## WHAT TO PRODUCE:
Locate the word "styles" in the data below, then copy every line that holds it.

#####

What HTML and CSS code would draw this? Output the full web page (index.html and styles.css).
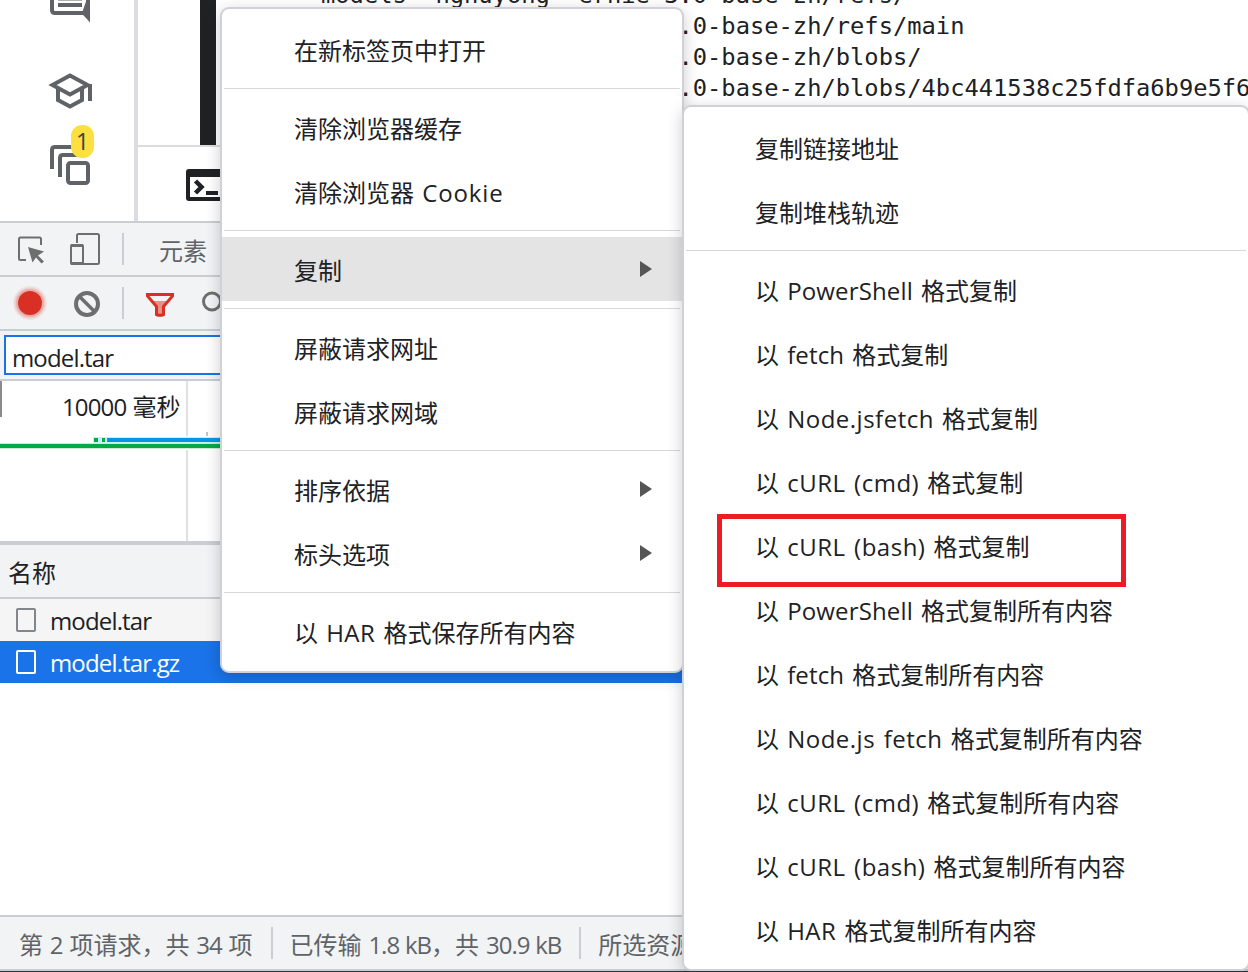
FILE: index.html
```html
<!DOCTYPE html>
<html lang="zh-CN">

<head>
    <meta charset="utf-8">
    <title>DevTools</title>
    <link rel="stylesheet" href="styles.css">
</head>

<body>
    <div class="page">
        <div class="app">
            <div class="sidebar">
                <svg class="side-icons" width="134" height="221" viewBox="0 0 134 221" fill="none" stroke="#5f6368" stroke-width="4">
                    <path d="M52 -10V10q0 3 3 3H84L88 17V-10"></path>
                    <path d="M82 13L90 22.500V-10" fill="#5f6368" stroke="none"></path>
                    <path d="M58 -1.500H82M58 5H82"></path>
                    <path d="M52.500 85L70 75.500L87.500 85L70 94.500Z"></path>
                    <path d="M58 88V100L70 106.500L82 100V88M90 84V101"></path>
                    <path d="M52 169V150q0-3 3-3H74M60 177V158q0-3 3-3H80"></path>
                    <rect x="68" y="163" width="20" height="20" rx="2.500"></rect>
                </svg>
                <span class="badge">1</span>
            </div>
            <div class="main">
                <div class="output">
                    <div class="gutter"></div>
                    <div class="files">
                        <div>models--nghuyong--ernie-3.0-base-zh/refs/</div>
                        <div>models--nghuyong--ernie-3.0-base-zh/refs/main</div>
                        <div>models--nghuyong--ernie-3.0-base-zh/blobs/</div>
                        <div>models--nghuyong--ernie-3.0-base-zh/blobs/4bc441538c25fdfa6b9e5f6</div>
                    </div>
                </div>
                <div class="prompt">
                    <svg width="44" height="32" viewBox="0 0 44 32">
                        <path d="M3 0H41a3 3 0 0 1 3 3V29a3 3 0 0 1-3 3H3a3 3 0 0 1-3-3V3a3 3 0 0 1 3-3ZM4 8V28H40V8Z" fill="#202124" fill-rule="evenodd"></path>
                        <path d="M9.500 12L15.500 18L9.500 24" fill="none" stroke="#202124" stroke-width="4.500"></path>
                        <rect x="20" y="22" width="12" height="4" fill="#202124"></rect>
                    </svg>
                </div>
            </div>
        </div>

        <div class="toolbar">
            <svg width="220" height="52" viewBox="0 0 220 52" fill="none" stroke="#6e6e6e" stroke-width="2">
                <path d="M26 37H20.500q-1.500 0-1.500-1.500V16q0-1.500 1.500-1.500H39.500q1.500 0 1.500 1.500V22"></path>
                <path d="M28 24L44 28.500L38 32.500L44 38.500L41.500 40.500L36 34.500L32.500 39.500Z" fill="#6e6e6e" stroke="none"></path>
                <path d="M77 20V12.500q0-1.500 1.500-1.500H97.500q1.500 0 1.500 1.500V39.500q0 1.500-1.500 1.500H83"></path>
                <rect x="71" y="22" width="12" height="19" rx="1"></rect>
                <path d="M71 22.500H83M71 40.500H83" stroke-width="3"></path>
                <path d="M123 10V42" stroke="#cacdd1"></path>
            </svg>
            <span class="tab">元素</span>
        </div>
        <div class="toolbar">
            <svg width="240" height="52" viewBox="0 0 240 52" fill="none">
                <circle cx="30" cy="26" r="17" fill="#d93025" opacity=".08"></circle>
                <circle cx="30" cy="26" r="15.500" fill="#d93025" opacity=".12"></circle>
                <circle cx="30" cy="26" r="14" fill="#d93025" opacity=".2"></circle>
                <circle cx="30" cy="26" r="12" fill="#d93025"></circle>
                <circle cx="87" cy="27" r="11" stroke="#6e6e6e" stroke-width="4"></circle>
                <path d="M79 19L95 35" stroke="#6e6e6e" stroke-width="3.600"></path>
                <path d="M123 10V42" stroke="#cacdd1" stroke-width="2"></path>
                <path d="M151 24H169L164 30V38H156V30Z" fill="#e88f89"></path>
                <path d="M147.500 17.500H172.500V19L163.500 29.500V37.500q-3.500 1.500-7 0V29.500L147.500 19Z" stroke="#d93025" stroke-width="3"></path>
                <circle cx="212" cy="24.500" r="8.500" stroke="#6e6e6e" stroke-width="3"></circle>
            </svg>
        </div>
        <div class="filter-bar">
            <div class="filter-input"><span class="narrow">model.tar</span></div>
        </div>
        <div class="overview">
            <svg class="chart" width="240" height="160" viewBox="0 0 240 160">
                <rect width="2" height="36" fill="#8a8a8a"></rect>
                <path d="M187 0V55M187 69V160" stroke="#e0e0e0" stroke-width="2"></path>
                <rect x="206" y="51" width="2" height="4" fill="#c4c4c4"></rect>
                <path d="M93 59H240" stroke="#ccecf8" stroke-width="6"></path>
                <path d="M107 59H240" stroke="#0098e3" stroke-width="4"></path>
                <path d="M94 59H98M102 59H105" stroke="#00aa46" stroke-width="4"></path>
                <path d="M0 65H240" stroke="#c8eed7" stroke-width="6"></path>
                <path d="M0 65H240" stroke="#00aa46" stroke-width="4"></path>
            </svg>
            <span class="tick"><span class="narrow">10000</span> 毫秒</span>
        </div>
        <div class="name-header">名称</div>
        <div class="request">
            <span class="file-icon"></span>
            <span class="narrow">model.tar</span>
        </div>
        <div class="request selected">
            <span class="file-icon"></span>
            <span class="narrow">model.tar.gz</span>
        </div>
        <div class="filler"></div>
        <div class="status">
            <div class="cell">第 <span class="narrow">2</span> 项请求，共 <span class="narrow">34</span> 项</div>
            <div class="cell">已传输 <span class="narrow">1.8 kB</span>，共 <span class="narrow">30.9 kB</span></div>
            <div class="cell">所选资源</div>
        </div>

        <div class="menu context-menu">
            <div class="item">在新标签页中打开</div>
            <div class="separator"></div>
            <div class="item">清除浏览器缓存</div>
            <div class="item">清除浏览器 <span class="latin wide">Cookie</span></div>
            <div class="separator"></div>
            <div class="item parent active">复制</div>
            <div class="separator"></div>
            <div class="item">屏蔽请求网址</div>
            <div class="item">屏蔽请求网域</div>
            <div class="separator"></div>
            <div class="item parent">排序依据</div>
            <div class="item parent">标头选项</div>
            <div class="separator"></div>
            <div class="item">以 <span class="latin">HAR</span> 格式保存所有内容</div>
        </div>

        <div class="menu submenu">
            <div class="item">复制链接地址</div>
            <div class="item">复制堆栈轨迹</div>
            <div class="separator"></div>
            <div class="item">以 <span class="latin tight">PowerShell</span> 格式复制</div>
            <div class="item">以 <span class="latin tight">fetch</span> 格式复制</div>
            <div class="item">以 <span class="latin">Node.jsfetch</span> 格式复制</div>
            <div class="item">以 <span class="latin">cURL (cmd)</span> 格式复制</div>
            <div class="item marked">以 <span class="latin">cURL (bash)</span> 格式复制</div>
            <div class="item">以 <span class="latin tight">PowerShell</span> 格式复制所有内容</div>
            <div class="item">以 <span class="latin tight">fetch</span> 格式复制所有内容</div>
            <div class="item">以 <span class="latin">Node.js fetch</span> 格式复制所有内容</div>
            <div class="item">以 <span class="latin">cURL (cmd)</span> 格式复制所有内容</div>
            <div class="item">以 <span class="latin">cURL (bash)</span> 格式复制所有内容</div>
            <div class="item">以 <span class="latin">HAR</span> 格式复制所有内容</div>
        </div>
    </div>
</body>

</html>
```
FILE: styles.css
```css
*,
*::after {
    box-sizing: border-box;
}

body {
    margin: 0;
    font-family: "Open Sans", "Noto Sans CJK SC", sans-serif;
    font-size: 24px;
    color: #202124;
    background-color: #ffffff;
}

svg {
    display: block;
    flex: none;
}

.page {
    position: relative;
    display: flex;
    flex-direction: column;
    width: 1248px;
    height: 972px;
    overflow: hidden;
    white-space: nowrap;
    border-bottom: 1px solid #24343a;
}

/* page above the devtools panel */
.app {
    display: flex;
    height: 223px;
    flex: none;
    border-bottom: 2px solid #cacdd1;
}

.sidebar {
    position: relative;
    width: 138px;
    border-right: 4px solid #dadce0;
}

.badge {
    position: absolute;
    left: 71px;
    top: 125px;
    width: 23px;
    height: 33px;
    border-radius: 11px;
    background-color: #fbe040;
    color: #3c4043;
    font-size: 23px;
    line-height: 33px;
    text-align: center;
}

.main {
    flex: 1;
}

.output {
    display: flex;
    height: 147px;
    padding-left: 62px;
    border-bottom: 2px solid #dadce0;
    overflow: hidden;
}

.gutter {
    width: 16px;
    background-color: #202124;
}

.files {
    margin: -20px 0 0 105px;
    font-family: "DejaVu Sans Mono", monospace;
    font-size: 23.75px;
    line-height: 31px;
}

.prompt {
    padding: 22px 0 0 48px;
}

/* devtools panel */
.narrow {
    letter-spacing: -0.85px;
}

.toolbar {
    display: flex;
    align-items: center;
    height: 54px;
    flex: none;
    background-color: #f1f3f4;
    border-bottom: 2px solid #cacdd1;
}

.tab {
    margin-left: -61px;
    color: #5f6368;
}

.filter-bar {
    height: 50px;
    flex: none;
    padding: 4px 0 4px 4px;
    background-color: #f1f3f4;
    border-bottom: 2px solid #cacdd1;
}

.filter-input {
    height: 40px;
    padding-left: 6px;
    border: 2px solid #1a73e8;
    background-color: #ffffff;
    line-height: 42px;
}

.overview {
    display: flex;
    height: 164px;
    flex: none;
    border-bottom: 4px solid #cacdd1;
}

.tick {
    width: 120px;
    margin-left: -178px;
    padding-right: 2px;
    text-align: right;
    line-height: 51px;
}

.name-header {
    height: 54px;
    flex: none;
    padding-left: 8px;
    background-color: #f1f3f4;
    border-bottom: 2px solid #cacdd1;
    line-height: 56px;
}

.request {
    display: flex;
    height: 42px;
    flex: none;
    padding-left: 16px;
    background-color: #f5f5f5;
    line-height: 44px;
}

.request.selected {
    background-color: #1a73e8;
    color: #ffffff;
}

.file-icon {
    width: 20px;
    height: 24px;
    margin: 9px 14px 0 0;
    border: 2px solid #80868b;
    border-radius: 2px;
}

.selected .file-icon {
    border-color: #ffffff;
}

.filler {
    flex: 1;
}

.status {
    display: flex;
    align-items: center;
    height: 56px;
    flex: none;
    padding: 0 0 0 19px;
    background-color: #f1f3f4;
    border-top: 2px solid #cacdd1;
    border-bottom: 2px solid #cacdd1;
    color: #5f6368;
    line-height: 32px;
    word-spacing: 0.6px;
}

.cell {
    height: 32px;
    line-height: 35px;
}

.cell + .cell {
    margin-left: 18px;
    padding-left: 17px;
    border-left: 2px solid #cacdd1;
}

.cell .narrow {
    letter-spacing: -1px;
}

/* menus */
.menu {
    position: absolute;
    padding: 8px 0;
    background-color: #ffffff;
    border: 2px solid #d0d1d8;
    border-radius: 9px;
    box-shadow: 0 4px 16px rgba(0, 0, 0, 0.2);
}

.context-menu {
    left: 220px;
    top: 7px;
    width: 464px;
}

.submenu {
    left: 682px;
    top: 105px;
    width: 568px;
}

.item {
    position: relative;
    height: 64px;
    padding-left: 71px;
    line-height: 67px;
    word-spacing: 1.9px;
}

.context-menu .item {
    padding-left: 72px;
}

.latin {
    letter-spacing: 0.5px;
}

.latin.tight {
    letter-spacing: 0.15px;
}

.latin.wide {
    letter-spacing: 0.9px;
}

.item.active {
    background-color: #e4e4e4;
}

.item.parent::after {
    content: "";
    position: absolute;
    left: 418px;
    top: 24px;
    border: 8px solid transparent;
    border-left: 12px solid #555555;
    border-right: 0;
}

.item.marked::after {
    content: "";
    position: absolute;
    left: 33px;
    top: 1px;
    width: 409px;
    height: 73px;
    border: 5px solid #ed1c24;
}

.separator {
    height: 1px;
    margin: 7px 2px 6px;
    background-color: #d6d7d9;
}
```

#####

## ANSWER IN FULL:
What HTML and CSS code would draw this? Output the full web page (index.html and styles.css).
    <link rel="stylesheet" href="styles.css">
FILE: styles.css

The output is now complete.